Pull out every line containing the string "this".

★ ★ ★ ★ ★ ★ ★

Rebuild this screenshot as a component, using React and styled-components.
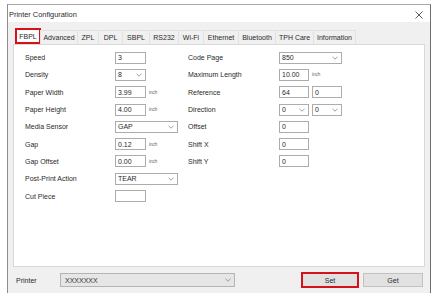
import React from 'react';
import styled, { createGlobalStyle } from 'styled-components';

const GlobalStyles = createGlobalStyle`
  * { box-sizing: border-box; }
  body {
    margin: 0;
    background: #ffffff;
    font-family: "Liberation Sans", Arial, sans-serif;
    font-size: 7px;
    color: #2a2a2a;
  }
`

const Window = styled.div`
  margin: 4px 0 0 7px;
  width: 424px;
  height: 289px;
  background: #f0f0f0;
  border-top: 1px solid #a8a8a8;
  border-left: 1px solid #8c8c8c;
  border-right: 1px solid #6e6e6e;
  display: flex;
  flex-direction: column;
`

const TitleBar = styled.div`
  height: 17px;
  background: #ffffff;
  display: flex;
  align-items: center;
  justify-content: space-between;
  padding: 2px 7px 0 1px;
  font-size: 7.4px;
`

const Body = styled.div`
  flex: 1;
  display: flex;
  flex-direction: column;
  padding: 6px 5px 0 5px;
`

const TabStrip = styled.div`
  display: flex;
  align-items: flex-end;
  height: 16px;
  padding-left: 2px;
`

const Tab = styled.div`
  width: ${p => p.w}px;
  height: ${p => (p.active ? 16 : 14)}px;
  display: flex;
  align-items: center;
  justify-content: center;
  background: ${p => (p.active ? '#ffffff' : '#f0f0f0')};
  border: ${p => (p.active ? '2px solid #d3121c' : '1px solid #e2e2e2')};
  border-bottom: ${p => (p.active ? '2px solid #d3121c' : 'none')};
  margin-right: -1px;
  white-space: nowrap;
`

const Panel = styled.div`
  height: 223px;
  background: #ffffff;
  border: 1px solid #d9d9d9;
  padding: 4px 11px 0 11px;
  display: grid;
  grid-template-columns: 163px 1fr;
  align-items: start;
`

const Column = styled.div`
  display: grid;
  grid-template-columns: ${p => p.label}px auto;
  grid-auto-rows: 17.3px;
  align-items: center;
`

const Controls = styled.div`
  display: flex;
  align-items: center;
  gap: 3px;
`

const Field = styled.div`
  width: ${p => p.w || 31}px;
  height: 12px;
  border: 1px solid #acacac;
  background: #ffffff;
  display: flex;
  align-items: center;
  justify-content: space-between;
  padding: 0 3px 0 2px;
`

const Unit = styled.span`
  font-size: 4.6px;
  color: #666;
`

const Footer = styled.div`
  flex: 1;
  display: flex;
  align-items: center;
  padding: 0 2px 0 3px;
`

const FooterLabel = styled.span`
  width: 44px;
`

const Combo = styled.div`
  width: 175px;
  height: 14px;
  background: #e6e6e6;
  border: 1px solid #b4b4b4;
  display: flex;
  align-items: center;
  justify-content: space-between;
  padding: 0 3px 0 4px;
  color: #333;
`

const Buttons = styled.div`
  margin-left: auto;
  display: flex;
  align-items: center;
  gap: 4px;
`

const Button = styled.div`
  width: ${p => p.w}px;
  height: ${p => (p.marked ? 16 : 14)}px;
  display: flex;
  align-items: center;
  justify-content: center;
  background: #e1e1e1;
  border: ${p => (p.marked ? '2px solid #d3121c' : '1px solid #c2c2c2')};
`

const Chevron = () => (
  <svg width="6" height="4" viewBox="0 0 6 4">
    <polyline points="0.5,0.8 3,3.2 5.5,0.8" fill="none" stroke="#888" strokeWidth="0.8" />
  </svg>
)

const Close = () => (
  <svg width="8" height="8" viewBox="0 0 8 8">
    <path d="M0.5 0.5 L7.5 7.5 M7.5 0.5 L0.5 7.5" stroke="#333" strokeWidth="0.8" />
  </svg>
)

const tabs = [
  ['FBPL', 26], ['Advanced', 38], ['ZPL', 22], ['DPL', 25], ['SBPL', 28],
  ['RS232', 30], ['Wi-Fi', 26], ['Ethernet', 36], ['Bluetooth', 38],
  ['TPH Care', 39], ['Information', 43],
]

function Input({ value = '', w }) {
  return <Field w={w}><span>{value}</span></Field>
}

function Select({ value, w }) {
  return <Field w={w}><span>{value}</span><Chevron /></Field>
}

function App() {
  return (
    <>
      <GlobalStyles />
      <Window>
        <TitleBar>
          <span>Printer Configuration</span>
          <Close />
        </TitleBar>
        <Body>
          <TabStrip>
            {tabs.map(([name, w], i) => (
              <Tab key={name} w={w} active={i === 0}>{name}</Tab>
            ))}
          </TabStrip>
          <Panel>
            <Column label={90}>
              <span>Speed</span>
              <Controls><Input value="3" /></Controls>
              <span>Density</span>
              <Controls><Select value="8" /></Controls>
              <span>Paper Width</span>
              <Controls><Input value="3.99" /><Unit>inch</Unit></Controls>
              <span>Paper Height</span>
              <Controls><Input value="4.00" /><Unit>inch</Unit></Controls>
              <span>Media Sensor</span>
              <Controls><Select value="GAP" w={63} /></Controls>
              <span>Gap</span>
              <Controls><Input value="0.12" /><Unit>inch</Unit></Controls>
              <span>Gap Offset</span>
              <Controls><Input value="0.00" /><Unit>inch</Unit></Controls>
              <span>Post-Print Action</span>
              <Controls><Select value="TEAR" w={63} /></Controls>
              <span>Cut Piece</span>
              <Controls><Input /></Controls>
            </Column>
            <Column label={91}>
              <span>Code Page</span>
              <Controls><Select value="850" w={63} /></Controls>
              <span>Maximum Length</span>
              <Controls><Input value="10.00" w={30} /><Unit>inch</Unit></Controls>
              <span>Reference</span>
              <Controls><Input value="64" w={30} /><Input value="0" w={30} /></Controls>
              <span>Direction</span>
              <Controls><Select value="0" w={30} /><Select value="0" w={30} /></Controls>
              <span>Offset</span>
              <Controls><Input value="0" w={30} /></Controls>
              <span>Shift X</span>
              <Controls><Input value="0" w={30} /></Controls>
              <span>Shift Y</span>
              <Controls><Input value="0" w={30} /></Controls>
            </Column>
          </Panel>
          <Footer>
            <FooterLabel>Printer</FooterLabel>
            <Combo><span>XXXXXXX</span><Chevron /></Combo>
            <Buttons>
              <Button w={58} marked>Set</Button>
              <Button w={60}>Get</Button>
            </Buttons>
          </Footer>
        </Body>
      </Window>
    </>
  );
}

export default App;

★ ★ ★ ★ ★ ★ ★

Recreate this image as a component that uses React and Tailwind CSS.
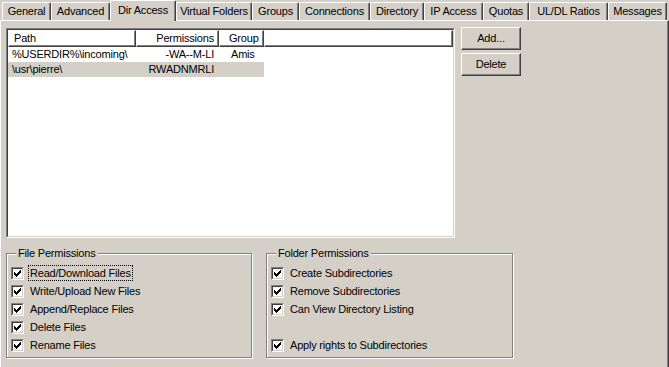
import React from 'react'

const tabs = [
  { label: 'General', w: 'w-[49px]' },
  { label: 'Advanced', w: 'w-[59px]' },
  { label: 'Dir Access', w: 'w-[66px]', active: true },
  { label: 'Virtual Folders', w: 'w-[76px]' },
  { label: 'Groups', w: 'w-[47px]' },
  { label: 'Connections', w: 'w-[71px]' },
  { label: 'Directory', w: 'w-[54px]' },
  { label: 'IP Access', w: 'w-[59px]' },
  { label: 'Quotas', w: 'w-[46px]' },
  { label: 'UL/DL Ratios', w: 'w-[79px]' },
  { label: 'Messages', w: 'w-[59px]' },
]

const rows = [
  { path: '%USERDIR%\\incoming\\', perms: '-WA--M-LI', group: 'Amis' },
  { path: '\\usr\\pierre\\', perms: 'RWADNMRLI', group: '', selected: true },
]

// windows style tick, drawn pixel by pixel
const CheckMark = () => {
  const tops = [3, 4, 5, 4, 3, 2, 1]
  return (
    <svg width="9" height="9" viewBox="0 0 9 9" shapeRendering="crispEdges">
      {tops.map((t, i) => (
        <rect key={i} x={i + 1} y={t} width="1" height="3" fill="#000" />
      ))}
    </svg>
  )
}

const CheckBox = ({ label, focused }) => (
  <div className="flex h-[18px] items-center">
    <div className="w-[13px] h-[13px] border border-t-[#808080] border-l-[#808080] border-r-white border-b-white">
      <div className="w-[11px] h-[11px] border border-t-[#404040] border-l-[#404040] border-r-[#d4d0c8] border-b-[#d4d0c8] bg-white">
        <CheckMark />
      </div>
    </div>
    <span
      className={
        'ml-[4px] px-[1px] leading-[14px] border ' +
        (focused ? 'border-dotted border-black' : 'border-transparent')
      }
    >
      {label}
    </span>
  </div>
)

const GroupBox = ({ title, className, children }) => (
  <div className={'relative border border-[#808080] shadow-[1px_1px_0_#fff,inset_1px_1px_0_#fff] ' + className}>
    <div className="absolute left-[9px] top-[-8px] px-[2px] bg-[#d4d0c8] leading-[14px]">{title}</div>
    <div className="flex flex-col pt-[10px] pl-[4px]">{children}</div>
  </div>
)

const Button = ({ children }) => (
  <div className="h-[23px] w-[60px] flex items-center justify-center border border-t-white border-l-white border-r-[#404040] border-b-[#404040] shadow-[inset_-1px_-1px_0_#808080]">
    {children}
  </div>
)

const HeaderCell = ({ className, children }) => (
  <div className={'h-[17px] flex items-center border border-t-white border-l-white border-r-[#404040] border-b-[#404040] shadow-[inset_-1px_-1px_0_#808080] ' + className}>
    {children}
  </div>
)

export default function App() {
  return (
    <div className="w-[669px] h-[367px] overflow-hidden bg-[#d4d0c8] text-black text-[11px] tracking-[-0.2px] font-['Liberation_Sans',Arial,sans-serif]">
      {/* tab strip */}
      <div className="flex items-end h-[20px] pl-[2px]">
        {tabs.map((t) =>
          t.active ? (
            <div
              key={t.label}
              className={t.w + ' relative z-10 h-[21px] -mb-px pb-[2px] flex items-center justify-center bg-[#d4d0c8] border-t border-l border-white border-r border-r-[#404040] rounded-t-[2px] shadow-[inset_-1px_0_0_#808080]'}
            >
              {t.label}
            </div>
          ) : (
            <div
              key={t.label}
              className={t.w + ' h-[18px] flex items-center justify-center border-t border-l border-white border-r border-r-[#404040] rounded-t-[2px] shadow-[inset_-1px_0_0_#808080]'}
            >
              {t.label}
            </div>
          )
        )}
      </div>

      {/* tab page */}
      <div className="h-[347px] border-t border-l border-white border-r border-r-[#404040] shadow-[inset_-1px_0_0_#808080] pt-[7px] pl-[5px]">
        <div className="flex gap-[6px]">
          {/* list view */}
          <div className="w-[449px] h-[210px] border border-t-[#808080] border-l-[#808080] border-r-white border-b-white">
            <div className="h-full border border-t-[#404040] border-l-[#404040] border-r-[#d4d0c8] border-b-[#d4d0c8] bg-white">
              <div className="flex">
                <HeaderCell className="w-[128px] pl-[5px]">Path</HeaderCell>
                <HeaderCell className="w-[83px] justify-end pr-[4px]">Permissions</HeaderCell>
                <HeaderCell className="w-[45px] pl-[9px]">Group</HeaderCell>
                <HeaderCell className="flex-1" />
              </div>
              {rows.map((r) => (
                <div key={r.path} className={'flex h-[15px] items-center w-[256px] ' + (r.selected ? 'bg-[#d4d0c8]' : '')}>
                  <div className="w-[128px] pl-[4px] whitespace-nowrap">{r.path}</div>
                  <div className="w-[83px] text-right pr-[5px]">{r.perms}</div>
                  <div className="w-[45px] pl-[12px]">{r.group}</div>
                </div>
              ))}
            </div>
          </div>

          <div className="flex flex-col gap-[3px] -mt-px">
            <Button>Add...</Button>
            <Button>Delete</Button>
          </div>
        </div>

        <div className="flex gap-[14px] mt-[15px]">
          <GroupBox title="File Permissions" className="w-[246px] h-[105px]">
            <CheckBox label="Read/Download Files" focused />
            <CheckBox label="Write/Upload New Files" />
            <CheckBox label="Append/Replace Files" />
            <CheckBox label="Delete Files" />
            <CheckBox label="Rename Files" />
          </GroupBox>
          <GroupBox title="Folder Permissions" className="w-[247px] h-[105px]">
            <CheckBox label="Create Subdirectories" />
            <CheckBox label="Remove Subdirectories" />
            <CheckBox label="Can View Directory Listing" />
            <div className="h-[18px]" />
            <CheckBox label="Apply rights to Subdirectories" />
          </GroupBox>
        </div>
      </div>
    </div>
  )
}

★ ★ ★ ★ ★ ★ ★

» CORRECT OUTPUT
Rebuild this screenshot as a component, using React and styled-components.
Recreate this image as a component that uses React and Tailwind CSS.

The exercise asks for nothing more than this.